WASHINGTON DC - Election officials and monitors say Cambodians will need to double check their voter registration in September to make sure they are prepared for national parliamentary elections next year.
Some 600,000 people still need to register, according to election officials. Another 140,000 names need to be scratched from lists, including those of the deceased and anyone with a major criminal record. The 42-day registration period begins Sept. 1.
Tep Nytha, secretary-general of the National Election Committee, said he wants Cambodians who have turned 18 and are now eligible to vote to register during that period. It’s also a good time for people to check voter registries for problems and update information.
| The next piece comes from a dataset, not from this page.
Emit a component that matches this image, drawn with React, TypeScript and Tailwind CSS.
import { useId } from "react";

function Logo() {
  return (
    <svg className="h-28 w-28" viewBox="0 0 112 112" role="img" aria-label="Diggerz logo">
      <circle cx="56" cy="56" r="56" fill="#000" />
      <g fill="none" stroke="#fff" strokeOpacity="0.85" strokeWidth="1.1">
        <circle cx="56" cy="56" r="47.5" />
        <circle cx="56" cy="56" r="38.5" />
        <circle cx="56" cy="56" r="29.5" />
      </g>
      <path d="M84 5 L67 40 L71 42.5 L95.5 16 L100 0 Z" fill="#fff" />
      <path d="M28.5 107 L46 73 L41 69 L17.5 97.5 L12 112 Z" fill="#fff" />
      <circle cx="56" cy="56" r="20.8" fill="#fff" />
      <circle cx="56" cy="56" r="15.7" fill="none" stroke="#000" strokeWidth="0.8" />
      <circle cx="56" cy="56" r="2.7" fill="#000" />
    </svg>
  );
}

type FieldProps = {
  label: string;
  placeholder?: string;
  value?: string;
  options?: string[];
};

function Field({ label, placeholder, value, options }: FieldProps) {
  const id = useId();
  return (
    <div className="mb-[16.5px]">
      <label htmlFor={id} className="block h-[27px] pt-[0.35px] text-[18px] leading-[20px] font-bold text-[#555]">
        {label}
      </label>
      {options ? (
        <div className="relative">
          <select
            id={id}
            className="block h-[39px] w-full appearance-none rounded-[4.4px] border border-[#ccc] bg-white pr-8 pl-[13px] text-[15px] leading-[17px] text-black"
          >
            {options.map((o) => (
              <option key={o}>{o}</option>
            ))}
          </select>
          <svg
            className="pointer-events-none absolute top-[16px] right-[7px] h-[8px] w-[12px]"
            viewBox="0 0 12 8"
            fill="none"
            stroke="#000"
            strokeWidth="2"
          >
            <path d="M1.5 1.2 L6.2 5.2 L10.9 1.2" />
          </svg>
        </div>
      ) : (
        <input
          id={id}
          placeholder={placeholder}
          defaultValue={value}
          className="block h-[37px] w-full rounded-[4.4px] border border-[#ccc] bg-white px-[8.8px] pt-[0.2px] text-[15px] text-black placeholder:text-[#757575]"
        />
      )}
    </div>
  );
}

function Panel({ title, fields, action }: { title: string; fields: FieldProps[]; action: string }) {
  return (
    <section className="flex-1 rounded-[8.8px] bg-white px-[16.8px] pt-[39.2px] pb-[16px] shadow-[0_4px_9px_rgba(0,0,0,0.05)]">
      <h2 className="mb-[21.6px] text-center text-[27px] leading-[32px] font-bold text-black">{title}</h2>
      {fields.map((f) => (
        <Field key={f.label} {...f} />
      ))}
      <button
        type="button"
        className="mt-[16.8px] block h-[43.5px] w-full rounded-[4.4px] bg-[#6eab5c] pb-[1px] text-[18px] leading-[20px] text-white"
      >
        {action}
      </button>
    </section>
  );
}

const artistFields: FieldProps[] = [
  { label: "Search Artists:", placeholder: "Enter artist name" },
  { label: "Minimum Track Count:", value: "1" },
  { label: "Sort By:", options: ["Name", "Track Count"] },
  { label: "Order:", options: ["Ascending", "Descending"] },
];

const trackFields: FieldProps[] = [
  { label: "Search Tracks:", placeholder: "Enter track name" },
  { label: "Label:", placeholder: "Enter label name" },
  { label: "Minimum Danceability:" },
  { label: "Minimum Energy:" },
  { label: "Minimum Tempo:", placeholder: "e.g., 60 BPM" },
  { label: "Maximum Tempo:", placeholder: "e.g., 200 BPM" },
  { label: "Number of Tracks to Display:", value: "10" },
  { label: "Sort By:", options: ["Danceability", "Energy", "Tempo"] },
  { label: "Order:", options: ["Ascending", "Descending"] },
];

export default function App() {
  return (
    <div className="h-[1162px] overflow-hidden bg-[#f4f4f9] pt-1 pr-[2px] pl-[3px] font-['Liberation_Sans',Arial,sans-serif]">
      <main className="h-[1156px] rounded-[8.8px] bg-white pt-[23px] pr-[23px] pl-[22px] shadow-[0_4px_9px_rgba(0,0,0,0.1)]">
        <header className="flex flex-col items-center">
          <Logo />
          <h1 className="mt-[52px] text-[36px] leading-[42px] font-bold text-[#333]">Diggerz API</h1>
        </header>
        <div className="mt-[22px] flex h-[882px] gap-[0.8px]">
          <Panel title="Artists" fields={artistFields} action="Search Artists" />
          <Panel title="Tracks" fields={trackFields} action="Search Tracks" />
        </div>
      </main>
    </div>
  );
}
Puthea Hang, executive director of the Neutral and Impartial Committee for Free and Fair Elections in Cambodia, said the NEC has done a lot to improve the registration process, but many problems still occur at the local level. “The authorities in some places do not pay great attention yet,” he said. “This year I think the NEC will have new, additional measures to push for a clear voter list.”
The voter registry is critical to the election, as only those people with their names on the list can actually vote in the July 2013 polls, which select members of parliament. The predominate party then selects ministers, prime minister and other critical positions in the executive branch.
The July 28, 2013, elections will be the fifth round of general elections and will include the ruling Cambodian People’s Party and a new opposition, the Cambodian National Rescue Party. Past elections have been marred with accusations of voter fraud, intimidation and corruption.
Koul Panha, executive director of the Committee for Free and Fair Elections, said the NEC’s registration system is too complicated for many people, which drives away some voters. People are weary of checking their names on the lists every year, as some names are lost, go missing or are inaccurate. That has led to decreased voter turnouts since the first election, in 1993.
The 2008 elections, which saw a sweeping victory of the CPP, had a turnout of about 60 percent. The CPP has 90 of 123 National Assembly seats, more than a two-thirds majority, which has led to fears that Cambodian is leaning toward a one-party system without checks and balances.
More than 9 million people are currently eligible to vote, of a population of 14 million. The national elections are important, Koul Panha said, because they determine who is in power at the national level.